__Given request__.
Using the records provided below, locate and copy each line that contains the word "index".

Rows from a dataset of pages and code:
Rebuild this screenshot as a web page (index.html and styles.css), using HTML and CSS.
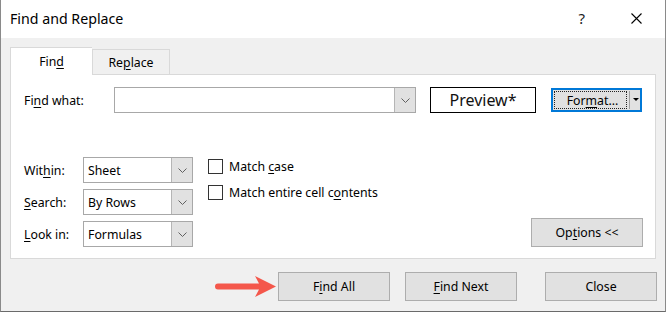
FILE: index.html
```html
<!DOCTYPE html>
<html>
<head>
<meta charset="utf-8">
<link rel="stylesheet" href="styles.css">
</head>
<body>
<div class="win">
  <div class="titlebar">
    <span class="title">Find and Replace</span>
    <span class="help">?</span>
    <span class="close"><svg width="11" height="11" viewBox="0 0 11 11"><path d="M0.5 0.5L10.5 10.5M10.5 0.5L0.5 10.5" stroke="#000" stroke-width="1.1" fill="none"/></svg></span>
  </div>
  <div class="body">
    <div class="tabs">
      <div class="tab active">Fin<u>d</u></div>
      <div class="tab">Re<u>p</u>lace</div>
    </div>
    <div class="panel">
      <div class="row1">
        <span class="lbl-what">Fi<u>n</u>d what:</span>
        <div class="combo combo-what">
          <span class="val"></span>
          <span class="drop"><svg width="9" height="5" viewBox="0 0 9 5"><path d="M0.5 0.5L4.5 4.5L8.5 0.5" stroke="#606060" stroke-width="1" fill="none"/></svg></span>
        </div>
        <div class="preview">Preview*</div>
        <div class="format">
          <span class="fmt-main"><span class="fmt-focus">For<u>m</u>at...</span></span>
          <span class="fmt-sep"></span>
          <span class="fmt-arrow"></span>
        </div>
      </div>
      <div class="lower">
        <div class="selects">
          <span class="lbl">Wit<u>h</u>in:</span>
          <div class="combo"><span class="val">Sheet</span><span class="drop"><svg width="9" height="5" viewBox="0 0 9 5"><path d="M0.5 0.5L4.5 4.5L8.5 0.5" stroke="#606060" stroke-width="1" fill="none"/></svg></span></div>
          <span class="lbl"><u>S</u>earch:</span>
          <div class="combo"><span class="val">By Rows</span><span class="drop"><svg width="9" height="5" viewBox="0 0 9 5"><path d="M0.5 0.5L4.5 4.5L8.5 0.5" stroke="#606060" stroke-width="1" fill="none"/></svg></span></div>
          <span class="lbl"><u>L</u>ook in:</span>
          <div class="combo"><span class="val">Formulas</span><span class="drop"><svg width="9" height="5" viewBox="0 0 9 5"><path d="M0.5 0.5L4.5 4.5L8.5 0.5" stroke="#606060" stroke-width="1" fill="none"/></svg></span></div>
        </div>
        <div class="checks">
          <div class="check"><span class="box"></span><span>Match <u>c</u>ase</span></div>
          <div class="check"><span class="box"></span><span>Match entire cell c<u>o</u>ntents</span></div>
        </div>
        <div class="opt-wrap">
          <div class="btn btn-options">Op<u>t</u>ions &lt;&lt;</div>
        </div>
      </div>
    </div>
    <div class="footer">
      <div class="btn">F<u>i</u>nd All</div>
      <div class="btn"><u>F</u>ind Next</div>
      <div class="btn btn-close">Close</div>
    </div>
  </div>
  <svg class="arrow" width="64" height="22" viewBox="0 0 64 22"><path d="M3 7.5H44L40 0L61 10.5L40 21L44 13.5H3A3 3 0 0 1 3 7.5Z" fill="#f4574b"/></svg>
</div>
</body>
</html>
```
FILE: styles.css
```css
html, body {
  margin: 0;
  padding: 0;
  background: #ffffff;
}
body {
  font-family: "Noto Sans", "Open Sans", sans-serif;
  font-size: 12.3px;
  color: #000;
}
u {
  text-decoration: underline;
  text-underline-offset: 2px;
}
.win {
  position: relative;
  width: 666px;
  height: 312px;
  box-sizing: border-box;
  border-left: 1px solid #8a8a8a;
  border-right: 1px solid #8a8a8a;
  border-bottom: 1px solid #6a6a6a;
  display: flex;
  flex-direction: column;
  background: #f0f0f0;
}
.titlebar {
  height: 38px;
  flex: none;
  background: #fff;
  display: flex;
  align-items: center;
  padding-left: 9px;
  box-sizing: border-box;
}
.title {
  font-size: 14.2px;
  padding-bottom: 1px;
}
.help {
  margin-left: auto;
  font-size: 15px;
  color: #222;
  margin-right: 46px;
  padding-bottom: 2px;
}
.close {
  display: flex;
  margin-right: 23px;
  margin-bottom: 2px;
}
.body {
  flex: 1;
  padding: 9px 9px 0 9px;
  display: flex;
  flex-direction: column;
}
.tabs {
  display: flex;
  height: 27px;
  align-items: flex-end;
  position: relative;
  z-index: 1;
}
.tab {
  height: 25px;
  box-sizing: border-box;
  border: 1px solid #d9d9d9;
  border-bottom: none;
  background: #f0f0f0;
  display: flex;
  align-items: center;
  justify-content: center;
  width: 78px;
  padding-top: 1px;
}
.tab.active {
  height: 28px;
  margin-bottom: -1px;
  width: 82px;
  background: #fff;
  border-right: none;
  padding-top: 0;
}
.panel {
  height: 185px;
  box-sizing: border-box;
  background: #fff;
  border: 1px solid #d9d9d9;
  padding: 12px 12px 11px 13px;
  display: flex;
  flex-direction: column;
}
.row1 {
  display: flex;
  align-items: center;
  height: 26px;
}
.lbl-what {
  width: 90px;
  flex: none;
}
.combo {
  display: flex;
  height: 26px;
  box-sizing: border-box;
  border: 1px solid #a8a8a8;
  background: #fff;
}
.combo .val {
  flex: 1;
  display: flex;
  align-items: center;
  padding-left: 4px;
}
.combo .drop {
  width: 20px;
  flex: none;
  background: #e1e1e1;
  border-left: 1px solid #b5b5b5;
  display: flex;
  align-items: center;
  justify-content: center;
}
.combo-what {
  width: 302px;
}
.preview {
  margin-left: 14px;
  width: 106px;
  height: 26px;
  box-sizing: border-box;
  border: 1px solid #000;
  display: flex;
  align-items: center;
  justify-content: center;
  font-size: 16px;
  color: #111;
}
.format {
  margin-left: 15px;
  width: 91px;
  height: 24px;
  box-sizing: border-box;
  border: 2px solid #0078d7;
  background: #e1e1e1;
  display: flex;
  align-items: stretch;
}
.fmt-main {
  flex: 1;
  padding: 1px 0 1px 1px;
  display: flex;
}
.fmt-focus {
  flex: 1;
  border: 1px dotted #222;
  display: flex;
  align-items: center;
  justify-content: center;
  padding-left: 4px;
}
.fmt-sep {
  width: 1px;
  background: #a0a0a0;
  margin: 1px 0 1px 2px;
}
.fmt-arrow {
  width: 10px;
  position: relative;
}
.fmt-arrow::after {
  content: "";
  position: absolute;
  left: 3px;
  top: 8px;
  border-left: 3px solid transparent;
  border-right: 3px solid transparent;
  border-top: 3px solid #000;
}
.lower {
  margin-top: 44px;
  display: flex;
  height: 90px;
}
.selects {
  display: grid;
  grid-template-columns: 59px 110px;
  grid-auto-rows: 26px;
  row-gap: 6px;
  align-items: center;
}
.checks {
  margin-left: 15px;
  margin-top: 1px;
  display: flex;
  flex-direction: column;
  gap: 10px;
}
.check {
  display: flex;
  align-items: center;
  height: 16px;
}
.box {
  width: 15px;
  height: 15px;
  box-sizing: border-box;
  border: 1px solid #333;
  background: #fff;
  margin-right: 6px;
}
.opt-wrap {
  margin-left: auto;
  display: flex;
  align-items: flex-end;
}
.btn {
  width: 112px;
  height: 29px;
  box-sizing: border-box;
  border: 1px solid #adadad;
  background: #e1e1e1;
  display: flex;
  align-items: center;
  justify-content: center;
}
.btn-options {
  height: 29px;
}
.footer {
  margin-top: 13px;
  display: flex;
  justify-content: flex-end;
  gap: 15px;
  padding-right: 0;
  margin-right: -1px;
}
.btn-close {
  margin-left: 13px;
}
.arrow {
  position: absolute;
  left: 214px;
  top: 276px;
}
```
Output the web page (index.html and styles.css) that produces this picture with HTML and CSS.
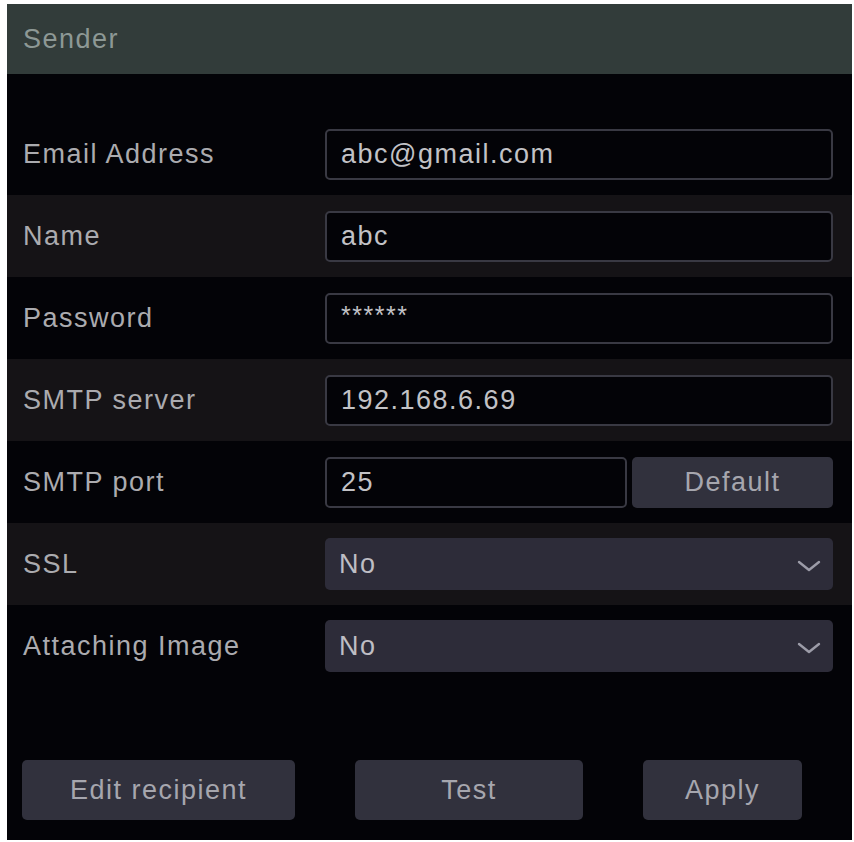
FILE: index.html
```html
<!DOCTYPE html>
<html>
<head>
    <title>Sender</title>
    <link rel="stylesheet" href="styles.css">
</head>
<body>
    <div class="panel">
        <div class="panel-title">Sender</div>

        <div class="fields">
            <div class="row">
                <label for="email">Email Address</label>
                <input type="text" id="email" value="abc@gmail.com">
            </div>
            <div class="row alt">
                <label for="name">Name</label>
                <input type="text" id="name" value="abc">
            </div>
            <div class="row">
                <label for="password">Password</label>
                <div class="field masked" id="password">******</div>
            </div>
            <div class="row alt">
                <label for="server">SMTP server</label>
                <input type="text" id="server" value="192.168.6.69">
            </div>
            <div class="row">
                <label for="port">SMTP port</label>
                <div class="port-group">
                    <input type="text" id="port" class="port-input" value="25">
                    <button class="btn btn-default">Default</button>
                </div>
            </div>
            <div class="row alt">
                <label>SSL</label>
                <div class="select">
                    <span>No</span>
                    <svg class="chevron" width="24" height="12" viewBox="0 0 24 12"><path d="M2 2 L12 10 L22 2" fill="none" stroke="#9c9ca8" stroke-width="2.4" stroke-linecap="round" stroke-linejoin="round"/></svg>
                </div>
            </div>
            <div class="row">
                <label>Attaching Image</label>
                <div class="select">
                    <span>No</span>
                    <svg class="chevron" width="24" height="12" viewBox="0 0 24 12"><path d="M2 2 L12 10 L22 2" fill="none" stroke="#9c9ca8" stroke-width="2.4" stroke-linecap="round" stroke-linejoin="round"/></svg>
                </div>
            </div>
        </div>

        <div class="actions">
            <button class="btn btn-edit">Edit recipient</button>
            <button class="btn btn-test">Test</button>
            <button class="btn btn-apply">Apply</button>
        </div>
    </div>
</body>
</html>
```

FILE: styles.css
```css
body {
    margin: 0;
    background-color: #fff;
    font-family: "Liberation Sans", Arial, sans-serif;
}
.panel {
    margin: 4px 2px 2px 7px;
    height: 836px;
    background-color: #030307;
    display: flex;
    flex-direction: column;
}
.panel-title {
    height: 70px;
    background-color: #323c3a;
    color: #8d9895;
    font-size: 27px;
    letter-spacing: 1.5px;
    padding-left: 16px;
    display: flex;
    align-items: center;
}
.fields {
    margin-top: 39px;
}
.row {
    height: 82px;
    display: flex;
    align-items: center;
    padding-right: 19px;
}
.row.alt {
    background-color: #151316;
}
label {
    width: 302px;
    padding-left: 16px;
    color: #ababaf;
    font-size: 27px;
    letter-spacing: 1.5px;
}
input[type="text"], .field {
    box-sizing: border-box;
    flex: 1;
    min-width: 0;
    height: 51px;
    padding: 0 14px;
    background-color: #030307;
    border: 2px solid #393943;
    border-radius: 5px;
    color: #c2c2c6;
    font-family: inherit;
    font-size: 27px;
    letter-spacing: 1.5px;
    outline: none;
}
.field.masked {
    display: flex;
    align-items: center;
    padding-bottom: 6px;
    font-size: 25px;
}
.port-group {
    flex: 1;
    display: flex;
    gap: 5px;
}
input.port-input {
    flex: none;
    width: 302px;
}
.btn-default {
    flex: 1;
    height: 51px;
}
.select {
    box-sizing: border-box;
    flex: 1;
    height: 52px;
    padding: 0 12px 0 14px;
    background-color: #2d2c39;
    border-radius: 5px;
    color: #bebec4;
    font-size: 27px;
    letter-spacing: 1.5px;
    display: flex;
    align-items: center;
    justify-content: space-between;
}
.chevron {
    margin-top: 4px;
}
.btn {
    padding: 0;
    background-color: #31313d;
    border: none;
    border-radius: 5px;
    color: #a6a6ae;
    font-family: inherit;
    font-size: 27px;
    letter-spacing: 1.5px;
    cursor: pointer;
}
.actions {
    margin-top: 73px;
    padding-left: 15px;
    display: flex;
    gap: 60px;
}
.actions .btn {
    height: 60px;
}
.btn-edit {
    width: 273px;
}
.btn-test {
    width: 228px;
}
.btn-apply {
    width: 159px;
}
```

__Complete response__.
Rebuild this screenshot as a web page (index.html and styles.css), using HTML and CSS.
FILE: index.html
  z-index: 1;
Output the web page (index.html and styles.css) that produces this picture with HTML and CSS.
FILE: index.html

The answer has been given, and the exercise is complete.